18.5: Exercises
- Page ID
- 24337
Exercise 18.1
Suppose a discrete-time plant is given by
\[P=\left(\begin{array}{c}
\frac{1-2 z^{-1}}{1-.5 z^{-1}} \\
\frac{1-z^{-1}}{1-.5 z^{-1}}
\end{array}\right)\nonumber\]
Does there exist a controller that uniformly attenuates the input sensitivity function \((I+P K)^{-1}\), i.e., \(\left\|(I+K P)^{-1}\right\|_{\infty}<1\). Explain.
Exercise 18.2
Let a plant be given by
\[G(s)=\left(\begin{array}{cc}
\frac{s-1}{s+1} & -5 \\
\frac{s+2}{(s+1)^{2}} & \frac{s-1}{s+1}
\end{array}\right)\nonumber\]
We are interested in verifying whether or not there exists a controller \(K\) such that the output sensitivity \(S=(I+P K)^{-1}\) satisfies \(\|S\|_{\infty}<1\) (i.e., the maximum singular value is strictly less than 1 for all frequencies). If this is possible, we would like to find such a controller.

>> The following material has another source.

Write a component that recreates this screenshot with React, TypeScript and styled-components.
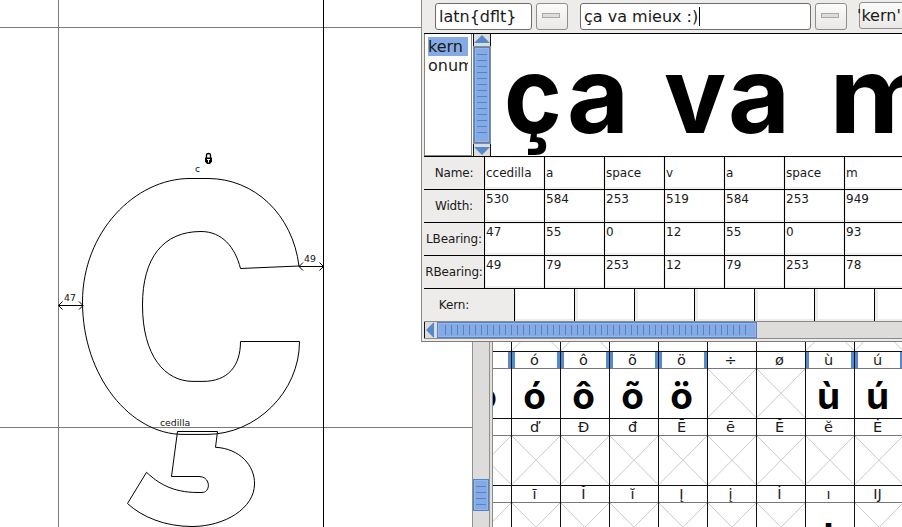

- One engineer argued as follows: Since the transfer functions from u1 to y1 and u2 to y2 have nonminimum-phase zeros, then the sensitivity cannot be uniformly attenuated. Do you accept this argument. If so, explain her/his rationale, and if not explain why not.
- Another engineer suggested that the controller can invert the plant and add a scaling factor, so that the sensitivity is uniformly less than 1. Again discuss this option and argue for it or against it.
Exercise 18.3
Consider the following MIMO plant \(P (s)\) whose state-space description is
\[\dot{x}(t)=\left[\begin{array}{cccc}
-1.5 & 1 & 0 & 1 \\
2 & -3 & 2 & 0 \\
0 & .5 & -2 & 1 \\
1 & -1.5 & 0 & -5
\end{array}\right] x(t)+\left[\begin{array}{cc}
1 & 0 \\
0 & 0 \\
1 & 1 \\
0 & 1.8
\end{array}\right] u\tag{t}\]
\[y(t)=\left[\begin{array}{cccc}
0 & 2.4 & -3.1 & 1 \\
1 & 6 & -.5 & -2.8
\end{array}\right] x\tag{t}\]
(a) Use Matlab to compute the poles and the zeros of the plant, as well as the associated input zero directions. (The transmission zeros should turn out to be around \(-.544 \pm j 2.43\).)
(b) Plot the singular values of P (j!) for \(\omega \in\left[-10^{-2}, 10^{2}\right]\) rad/sec. Relate the shapes of the singular values to the pole and zero frequencies of \(P (s)\).
(c) Compute \(\|P\|_{\infty}\) using the Hamiltonian matrix and "gamma iteration", and compare the result to part b).
(d) Consider the standard MIMO servo feedback loop with a compensator of transfer matrix \(K(s)\) preceding \(P (s)\) in the forward loop. The input to the compensator is the error signal \(e(t) = r(t)-y(t)\), where \(r(t)\) is an external reference signal. Design \(K(s)\) to have the following properties: (i) \(K(s)\) should be strictly proper, second-order (i.e. a minimal realization of it is second-order), with no transmission zeros, and with poles that exactly cancel the transmission zeros of \(P (s) -\) so \(P (s)K(s)\) does not have these zeros.
(ii) \(\lim _{s \rightarrow 0} P(s) K(s)=40 I\)
Also obtain a state-space description of \(K(s)\).
(e) Plot the singular values of the open-loop frequency response \(P(j \omega) K(j \omega)\), the sensitivity function and (\S(j \omega)\), and the closed-loop frequency response (or complementary sensitivity function) \(T(j \omega)=I-S(j \omega)\).
(f) Predict the steady-state value of the output vector \(y(t)\) when the reference input to the closed-loop system (which is assumed initially at rest) is the step
\[r(t)=\left[\begin{array}{c}
7 \\
-3
\end{array}\right], \quad t \geq 0 \ \tag{18.13}\]
and verify by computing (with Matlab!) the transient response for the above step input. By carefully examining the transients of the control input and output signals, discuss the implications of having oscillatory poles in the compensator that cancel the plant transmissions zeros.
(g) Predict the steady-state maximum and minimum value of the tracking error \(e(t)\) when the command input vector comprises unit sinusoids at a frequency of \(\omega=1) rad/sec. Repeat for \(\omega= 2.5) rad/sec.